* WRITTEN TASK *
Without the pictures, can you quote each line below exactly?
** Begin DATA EXCERPT **
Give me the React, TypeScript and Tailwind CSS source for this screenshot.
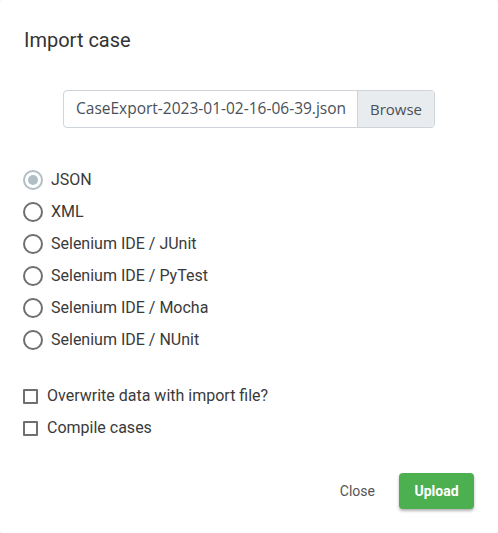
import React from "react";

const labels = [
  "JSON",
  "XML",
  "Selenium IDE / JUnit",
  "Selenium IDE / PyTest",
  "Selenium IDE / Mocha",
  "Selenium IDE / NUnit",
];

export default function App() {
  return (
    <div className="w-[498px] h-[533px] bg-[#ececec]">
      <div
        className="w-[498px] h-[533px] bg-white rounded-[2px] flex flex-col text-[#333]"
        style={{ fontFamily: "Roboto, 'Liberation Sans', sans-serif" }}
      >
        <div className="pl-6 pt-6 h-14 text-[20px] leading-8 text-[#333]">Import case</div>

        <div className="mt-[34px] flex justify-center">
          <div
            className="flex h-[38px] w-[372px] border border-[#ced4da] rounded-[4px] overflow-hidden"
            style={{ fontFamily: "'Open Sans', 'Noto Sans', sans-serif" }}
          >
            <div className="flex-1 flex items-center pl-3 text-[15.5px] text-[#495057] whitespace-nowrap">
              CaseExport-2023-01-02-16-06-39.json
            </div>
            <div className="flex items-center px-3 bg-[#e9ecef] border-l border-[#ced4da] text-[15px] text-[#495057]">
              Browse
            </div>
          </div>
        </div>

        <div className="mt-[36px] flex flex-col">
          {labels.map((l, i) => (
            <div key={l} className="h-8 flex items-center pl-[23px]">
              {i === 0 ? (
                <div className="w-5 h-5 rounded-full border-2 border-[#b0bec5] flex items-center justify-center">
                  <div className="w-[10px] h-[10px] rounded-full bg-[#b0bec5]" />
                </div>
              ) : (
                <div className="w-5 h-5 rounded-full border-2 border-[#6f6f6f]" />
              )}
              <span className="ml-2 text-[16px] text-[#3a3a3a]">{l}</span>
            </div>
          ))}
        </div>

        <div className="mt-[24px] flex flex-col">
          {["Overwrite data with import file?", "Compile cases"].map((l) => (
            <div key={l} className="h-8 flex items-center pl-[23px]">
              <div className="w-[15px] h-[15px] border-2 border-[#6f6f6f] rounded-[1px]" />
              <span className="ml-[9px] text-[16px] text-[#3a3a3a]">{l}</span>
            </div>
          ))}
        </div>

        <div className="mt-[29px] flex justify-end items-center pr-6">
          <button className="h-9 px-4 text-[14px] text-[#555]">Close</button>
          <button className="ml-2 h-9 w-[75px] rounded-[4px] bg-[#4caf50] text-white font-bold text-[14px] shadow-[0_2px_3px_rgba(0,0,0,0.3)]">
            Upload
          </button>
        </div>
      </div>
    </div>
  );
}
** End DATA EXCERPT **
* FINISHED TASK *
Give me the React, TypeScript and Tailwind CSS source for this screenshot.
import React from "react";

const labels = [
  "JSON",
  "XML",
  "Selenium IDE / JUnit",
  "Selenium IDE / PyTest",
  "Selenium IDE / Mocha",
  "Selenium IDE / NUnit",
];

export default function App() {
  return (
    <div className="w-[498px] h-[533px] bg-[#ececec]">
      <div
        className="w-[498px] h-[533px] bg-white rounded-[2px] flex flex-col text-[#333]"
        style={{ fontFamily: "Roboto, 'Liberation Sans', sans-serif" }}
      >
        <div className="pl-6 pt-6 h-14 text-[20px] leading-8 text-[#333]">Import case</div>

        <div className="mt-[34px] flex justify-center">
          <div
            className="flex h-[38px] w-[372px] border border-[#ced4da] rounded-[4px] overflow-hidden"
            style={{ fontFamily: "'Open Sans', 'Noto Sans', sans-serif" }}
          >
            <div className="flex-1 flex items-center pl-3 text-[15.5px] text-[#495057] whitespace-nowrap">
              CaseExport-2023-01-02-16-06-39.json
            </div>
            <div className="flex items-center px-3 bg-[#e9ecef] border-l border-[#ced4da] text-[15px] text-[#495057]">
              Browse
            </div>
          </div>
        </div>

        <div className="mt-[36px] flex flex-col">
          {labels.map((l, i) => (
            <div key={l} className="h-8 flex items-center pl-[23px]">
              {i === 0 ? (
                <div className="w-5 h-5 rounded-full border-2 border-[#b0bec5] flex items-center justify-center">
                  <div className="w-[10px] h-[10px] rounded-full bg-[#b0bec5]" />
                </div>
              ) : (
                <div className="w-5 h-5 rounded-full border-2 border-[#6f6f6f]" />
              )}
              <span className="ml-2 text-[16px] text-[#3a3a3a]">{l}</span>
            </div>
          ))}
        </div>

        <div className="mt-[24px] flex flex-col">
          {["Overwrite data with import file?", "Compile cases"].map((l) => (
            <div key={l} className="h-8 flex items-center pl-[23px]">
              <div className="w-[15px] h-[15px] border-2 border-[#6f6f6f] rounded-[1px]" />
              <span className="ml-[9px] text-[16px] text-[#3a3a3a]">{l}</span>
            </div>
          ))}
        </div>

        <div className="mt-[29px] flex justify-end items-center pr-6">
          <button className="h-9 px-4 text-[14px] text-[#555]">Close</button>
          <button className="ml-2 h-9 w-[75px] rounded-[4px] bg-[#4caf50] text-white font-bold text-[14px] shadow-[0_2px_3px_rgba(0,0,0,0.3)]">
            Upload
          </button>
        </div>
      </div>
    </div>
  );
}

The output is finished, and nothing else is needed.